*TASK PROMPT*: Print the listing as it stands, omitting all images.

— begin WORKING DATA —

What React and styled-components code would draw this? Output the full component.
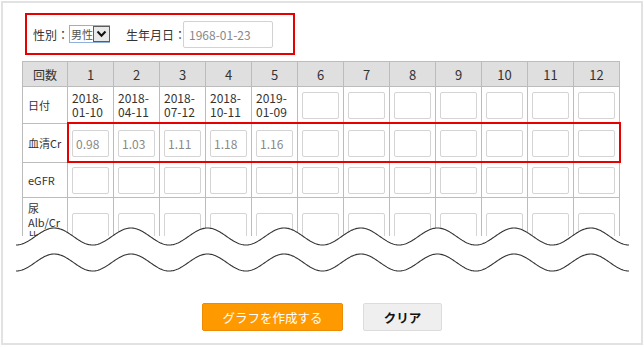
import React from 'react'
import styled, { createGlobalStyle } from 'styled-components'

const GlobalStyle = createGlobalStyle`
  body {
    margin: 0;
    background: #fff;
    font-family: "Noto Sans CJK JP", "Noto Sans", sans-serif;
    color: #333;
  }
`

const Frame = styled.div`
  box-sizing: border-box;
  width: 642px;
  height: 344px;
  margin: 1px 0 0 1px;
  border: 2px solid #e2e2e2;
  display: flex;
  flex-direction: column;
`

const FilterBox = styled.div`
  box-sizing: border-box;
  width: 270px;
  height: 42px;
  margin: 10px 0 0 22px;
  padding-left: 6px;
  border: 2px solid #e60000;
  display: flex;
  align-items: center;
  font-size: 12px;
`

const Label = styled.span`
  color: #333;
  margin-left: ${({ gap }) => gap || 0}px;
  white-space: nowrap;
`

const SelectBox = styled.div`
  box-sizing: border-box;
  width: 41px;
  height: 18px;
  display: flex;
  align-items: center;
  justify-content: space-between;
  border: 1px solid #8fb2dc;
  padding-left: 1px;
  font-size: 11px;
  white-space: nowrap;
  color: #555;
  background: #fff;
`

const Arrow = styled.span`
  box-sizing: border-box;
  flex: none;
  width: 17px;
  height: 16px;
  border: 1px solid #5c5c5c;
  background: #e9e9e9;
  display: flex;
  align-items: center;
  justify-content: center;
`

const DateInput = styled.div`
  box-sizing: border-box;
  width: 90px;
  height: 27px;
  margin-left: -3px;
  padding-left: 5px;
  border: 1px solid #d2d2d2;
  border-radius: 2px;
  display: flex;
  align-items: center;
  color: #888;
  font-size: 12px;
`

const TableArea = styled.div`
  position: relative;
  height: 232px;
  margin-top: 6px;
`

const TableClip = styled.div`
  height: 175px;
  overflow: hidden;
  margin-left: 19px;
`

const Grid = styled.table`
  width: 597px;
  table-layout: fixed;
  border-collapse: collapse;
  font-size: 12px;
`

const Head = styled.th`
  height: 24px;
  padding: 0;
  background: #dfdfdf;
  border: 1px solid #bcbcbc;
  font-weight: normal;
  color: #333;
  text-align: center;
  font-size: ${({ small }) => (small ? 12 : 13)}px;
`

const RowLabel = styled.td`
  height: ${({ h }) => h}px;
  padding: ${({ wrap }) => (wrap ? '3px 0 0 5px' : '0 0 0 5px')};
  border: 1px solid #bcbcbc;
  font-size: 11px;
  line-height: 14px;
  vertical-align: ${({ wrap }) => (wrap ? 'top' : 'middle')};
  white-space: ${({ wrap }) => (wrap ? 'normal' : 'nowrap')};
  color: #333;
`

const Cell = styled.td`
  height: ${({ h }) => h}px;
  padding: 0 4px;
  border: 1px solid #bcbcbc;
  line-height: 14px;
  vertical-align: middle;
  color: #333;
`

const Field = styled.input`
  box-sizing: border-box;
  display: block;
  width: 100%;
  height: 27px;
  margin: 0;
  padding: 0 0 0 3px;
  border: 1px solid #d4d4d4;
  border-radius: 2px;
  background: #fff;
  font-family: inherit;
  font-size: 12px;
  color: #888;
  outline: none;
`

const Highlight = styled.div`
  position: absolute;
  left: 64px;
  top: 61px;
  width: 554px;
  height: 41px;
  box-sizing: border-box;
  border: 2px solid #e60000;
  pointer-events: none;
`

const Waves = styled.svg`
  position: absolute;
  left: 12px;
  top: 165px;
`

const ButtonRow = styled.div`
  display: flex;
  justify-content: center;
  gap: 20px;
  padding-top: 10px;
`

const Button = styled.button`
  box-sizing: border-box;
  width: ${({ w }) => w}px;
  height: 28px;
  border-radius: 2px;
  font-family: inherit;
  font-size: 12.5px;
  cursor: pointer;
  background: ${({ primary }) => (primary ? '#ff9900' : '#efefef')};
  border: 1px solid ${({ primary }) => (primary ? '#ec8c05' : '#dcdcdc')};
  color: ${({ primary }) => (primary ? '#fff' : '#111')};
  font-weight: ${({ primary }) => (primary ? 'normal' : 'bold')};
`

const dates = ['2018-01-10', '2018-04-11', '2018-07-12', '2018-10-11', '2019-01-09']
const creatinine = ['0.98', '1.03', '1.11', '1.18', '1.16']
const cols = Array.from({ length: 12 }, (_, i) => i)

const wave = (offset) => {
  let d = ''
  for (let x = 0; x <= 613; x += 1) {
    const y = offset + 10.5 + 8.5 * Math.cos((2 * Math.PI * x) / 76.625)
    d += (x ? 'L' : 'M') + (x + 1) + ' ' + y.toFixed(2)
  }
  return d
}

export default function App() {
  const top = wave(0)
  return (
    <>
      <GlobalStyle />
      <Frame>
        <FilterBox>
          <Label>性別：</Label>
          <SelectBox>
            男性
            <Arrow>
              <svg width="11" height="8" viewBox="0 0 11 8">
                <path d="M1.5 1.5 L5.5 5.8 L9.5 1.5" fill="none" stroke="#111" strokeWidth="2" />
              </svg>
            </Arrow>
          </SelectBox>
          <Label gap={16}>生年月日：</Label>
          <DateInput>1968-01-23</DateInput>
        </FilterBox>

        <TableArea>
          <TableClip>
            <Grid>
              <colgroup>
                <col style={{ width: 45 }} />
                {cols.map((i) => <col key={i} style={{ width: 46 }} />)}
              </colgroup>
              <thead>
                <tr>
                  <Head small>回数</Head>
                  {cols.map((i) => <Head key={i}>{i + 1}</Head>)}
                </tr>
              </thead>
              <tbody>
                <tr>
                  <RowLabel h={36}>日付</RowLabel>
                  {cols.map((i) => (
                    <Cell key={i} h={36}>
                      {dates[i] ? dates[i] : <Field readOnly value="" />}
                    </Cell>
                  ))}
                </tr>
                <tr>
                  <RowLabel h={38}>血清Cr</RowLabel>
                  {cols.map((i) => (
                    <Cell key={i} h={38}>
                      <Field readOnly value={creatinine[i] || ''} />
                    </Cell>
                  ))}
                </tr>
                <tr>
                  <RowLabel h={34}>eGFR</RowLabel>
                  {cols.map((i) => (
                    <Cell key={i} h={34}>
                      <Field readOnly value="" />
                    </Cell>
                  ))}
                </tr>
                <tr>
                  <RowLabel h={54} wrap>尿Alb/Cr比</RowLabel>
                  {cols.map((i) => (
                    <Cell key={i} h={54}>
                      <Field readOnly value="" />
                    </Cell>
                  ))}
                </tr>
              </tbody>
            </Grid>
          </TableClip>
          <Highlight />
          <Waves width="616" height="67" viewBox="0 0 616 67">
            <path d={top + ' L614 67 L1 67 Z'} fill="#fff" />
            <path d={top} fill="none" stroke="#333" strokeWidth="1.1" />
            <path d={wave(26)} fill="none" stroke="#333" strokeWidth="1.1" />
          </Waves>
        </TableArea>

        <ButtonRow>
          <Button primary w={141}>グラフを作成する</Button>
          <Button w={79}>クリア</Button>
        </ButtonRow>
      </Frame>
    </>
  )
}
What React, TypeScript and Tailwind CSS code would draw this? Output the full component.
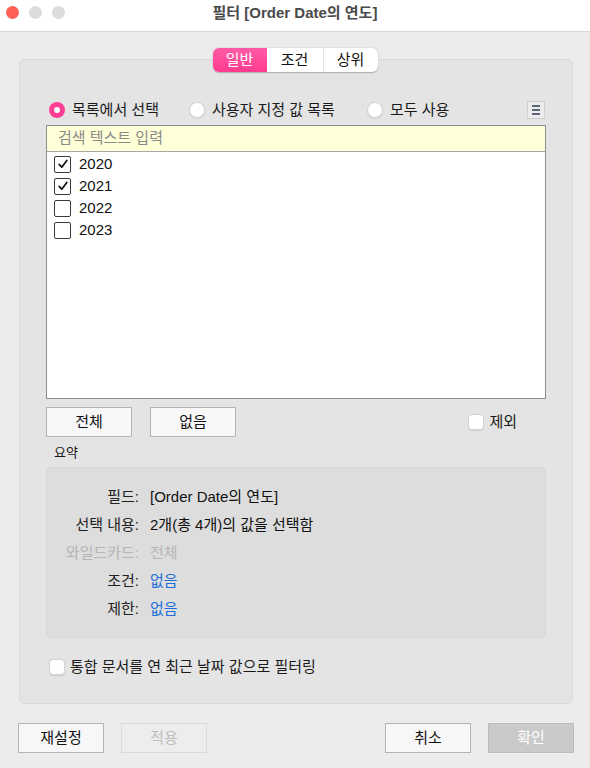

— end WORKING DATA —

*COMPLETE OUTPUT*:
What React and styled-components code would draw this? Output the full component.
import React from 'react'
import styled, { createGlobalStyle } from 'styled-components'

const GlobalStyle = createGlobalStyle`
  body {
    margin: 0;
    background: #fff;
    font-family: "Noto Sans CJK JP", "Noto Sans", sans-serif;
    color: #333;
  }
`

const Frame = styled.div`
  box-sizing: border-box;
  width: 642px;
  height: 344px;
  margin: 1px 0 0 1px;
  border: 2px solid #e2e2e2;
  display: flex;
  flex-direction: column;
`

const FilterBox = styled.div`
  box-sizing: border-box;
  width: 270px;
  height: 42px;
  margin: 10px 0 0 22px;
  padding-left: 6px;
  border: 2px solid #e60000;
  display: flex;
  align-items: center;
  font-size: 12px;
`

const Label = styled.span`
  color: #333;
  margin-left: ${({ gap }) => gap || 0}px;
  white-space: nowrap;
`

const SelectBox = styled.div`
  box-sizing: border-box;
  width: 41px;
  height: 18px;
  display: flex;
  align-items: center;
  justify-content: space-between;
  border: 1px solid #8fb2dc;
  padding-left: 1px;
  font-size: 11px;
  white-space: nowrap;
  color: #555;
  background: #fff;
`

const Arrow = styled.span`
  box-sizing: border-box;
  flex: none;
  width: 17px;
  height: 16px;
  border: 1px solid #5c5c5c;
  background: #e9e9e9;
  display: flex;
  align-items: center;
  justify-content: center;
`

const DateInput = styled.div`
  box-sizing: border-box;
  width: 90px;
  height: 27px;
  margin-left: -3px;
  padding-left: 5px;
  border: 1px solid #d2d2d2;
  border-radius: 2px;
  display: flex;
  align-items: center;
  color: #888;
  font-size: 12px;
`

const TableArea = styled.div`
  position: relative;
  height: 232px;
  margin-top: 6px;
`

const TableClip = styled.div`
  height: 175px;
  overflow: hidden;
  margin-left: 19px;
`

const Grid = styled.table`
  width: 597px;
  table-layout: fixed;
  border-collapse: collapse;
  font-size: 12px;
`

const Head = styled.th`
  height: 24px;
  padding: 0;
  background: #dfdfdf;
  border: 1px solid #bcbcbc;
  font-weight: normal;
  color: #333;
  text-align: center;
  font-size: ${({ small }) => (small ? 12 : 13)}px;
`

const RowLabel = styled.td`
  height: ${({ h }) => h}px;
  padding: ${({ wrap }) => (wrap ? '3px 0 0 5px' : '0 0 0 5px')};
  border: 1px solid #bcbcbc;
  font-size: 11px;
  line-height: 14px;
  vertical-align: ${({ wrap }) => (wrap ? 'top' : 'middle')};
  white-space: ${({ wrap }) => (wrap ? 'normal' : 'nowrap')};
  color: #333;
`

const Cell = styled.td`
  height: ${({ h }) => h}px;
  padding: 0 4px;
  border: 1px solid #bcbcbc;
  line-height: 14px;
  vertical-align: middle;
  color: #333;
`

const Field = styled.input`
  box-sizing: border-box;
  display: block;
  width: 100%;
  height: 27px;
  margin: 0;
  padding: 0 0 0 3px;
  border: 1px solid #d4d4d4;
  border-radius: 2px;
  background: #fff;
  font-family: inherit;
  font-size: 12px;
  color: #888;
  outline: none;
`

const Highlight = styled.div`
  position: absolute;
  left: 64px;
  top: 61px;
  width: 554px;
  height: 41px;
  box-sizing: border-box;
  border: 2px solid #e60000;
  pointer-events: none;
`

const Waves = styled.svg`
  position: absolute;
  left: 12px;
  top: 165px;
`

const ButtonRow = styled.div`
  display: flex;
  justify-content: center;
  gap: 20px;
  padding-top: 10px;
`

const Button = styled.button`
  box-sizing: border-box;
  width: ${({ w }) => w}px;
  height: 28px;
  border-radius: 2px;
  font-family: inherit;
  font-size: 12.5px;
  cursor: pointer;
  background: ${({ primary }) => (primary ? '#ff9900' : '#efefef')};
  border: 1px solid ${({ primary }) => (primary ? '#ec8c05' : '#dcdcdc')};
  color: ${({ primary }) => (primary ? '#fff' : '#111')};
  font-weight: ${({ primary }) => (primary ? 'normal' : 'bold')};
`

const dates = ['2018-01-10', '2018-04-11', '2018-07-12', '2018-10-11', '2019-01-09']
const creatinine = ['0.98', '1.03', '1.11', '1.18', '1.16']
const cols = Array.from({ length: 12 }, (_, i) => i)

const wave = (offset) => {
  let d = ''
  for (let x = 0; x <= 613; x += 1) {
    const y = offset + 10.5 + 8.5 * Math.cos((2 * Math.PI * x) / 76.625)
    d += (x ? 'L' : 'M') + (x + 1) + ' ' + y.toFixed(2)
  }
  return d
}

export default function App() {
  const top = wave(0)
  return (
    <>
      <GlobalStyle />
      <Frame>
        <FilterBox>
          <Label>性別：</Label>
          <SelectBox>
            男性
            <Arrow>
              <svg width="11" height="8" viewBox="0 0 11 8">
                <path d="M1.5 1.5 L5.5 5.8 L9.5 1.5" fill="none" stroke="#111" strokeWidth="2" />
              </svg>
            </Arrow>
          </SelectBox>
          <Label gap={16}>生年月日：</Label>
          <DateInput>1968-01-23</DateInput>
        </FilterBox>

        <TableArea>
          <TableClip>
            <Grid>
              <colgroup>
                <col style={{ width: 45 }} />
                {cols.map((i) => <col key={i} style={{ width: 46 }} />)}
              </colgroup>
              <thead>
                <tr>
                  <Head small>回数</Head>
                  {cols.map((i) => <Head key={i}>{i + 1}</Head>)}
                </tr>
              </thead>
              <tbody>
                <tr>
                  <RowLabel h={36}>日付</RowLabel>
                  {cols.map((i) => (
                    <Cell key={i} h={36}>
                      {dates[i] ? dates[i] : <Field readOnly value="" />}
                    </Cell>
                  ))}
                </tr>
                <tr>
                  <RowLabel h={38}>血清Cr</RowLabel>
                  {cols.map((i) => (
                    <Cell key={i} h={38}>
                      <Field readOnly value={creatinine[i] || ''} />
                    </Cell>
                  ))}
                </tr>
                <tr>
                  <RowLabel h={34}>eGFR</RowLabel>
                  {cols.map((i) => (
                    <Cell key={i} h={34}>
                      <Field readOnly value="" />
                    </Cell>
                  ))}
                </tr>
                <tr>
                  <RowLabel h={54} wrap>尿Alb/Cr比</RowLabel>
                  {cols.map((i) => (
                    <Cell key={i} h={54}>
                      <Field readOnly value="" />
                    </Cell>
                  ))}
                </tr>
              </tbody>
            </Grid>
          </TableClip>
          <Highlight />
          <Waves width="616" height="67" viewBox="0 0 616 67">
            <path d={top + ' L614 67 L1 67 Z'} fill="#fff" />
            <path d={top} fill="none" stroke="#333" strokeWidth="1.1" />
            <path d={wave(26)} fill="none" stroke="#333" strokeWidth="1.1" />
          </Waves>
        </TableArea>

        <ButtonRow>
          <Button primary w={141}>グラフを作成する</Button>
          <Button w={79}>クリア</Button>
        </ButtonRow>
      </Frame>
    </>
  )
}
What React, TypeScript and Tailwind CSS code would draw this? Output the full component.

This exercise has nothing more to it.